“They” (the experts in whatever) swear that animals are not intelligent beings. They harrumph and stutter when it comes to dolphins, but mostly they say our pets only perform for rewards.
Yet, we as animal lovers know different.
I watched my Tinker Belle just today, as she watched in the truck’s side mirror, waiting for daddy to return. At first I did not know what she was staring at. It appeared that she was only looking out the window. But as soon as I saw Ken in the side mirror, evidently so did she, because then she went to the driver’s side and watched that mirror until daddy opened the door, approaching from the rear of the truck. What a smart little girl.

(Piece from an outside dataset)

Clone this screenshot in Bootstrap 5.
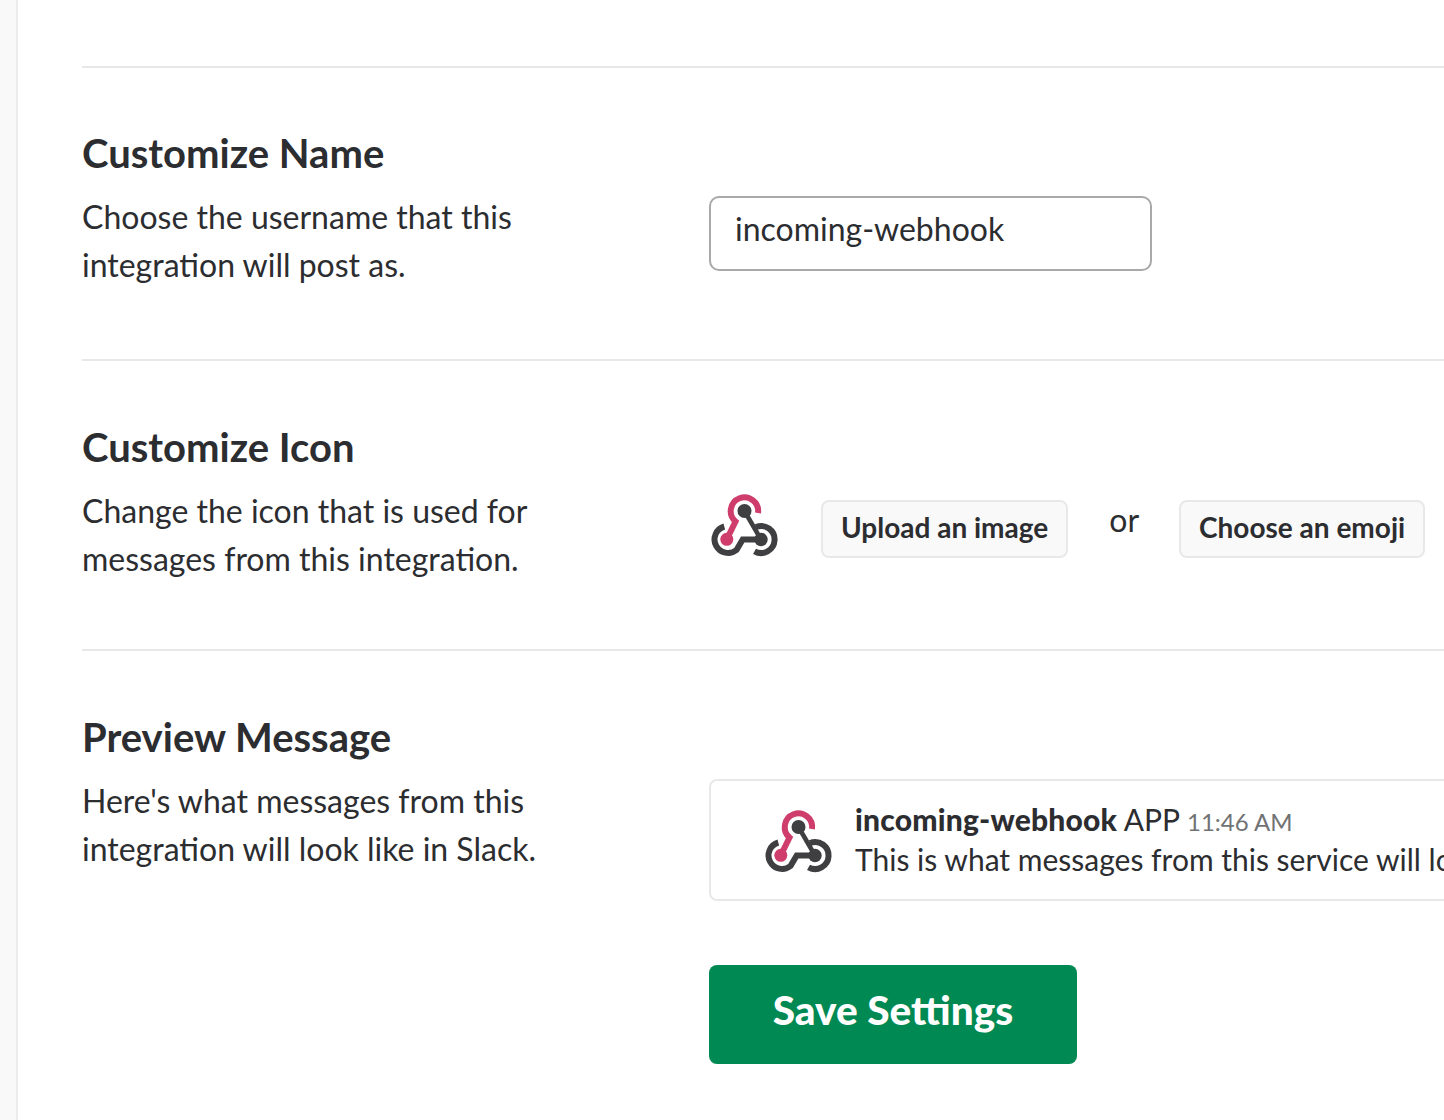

We have another Pug named Suzie. She is being taken care of by my son until we get settled down south. She’s getting up in her years, and over the years I have tried and tried to get her to learn new things. Sometimes I think she is the smartest dog around because she can learn, if she sees one of the other dogs getting rewarded for their efforts, but mostly she knows she can get the same reward just by sitting and smiling at me. No extra effort required, but that’s a Pug for you.
Our husky mix, also with my son, has a hunter’s instinct. She watches the treetops for birds and squirrels that might dare low enough for her to jump up and catch. She also knows there’s no benefit in simply barking and scratching at the fence when the little neighbor dogs annoy her. When we first brought her to our home, she noted the existence of those yappers, then proceeded to search the length of the fence (and its height) for a way to get to them. Without finding such access, she mostly leaves them alone now.
Ken’s daughter has birds, the eldest (and loudest) being a cockatoo named Baby. As with other birds that mimic, Baby has picked up quite a vocabulary, and she regularly chats with people and sometimes screams when she believes her people are ignoring her. The other day when we were over for the evening, Baby and I chatted for awhile, and then I left the front room to watch TV in the living room. She did not like that and she started screaming at me. Then she got Jack and Junior going, two young cockatiels, and there was quite a ruckus until I finally decided to take action. Being late in the evening, I decided to cover the birds for the night. First Jack and Junior, as Baby continued her rant, knowing what was coming. Then as I draped her cover over, she dropped to the bottom of her cage, bent over to peer beneath the cover, and in her deepest voice, she said, “Asshole,” as clear as day.
I spun around as if it had been a child cursing at me. She riled me up, despite her “only being a bird.” Then I couldn’t help but burst out laughing. I had been bested by a bird.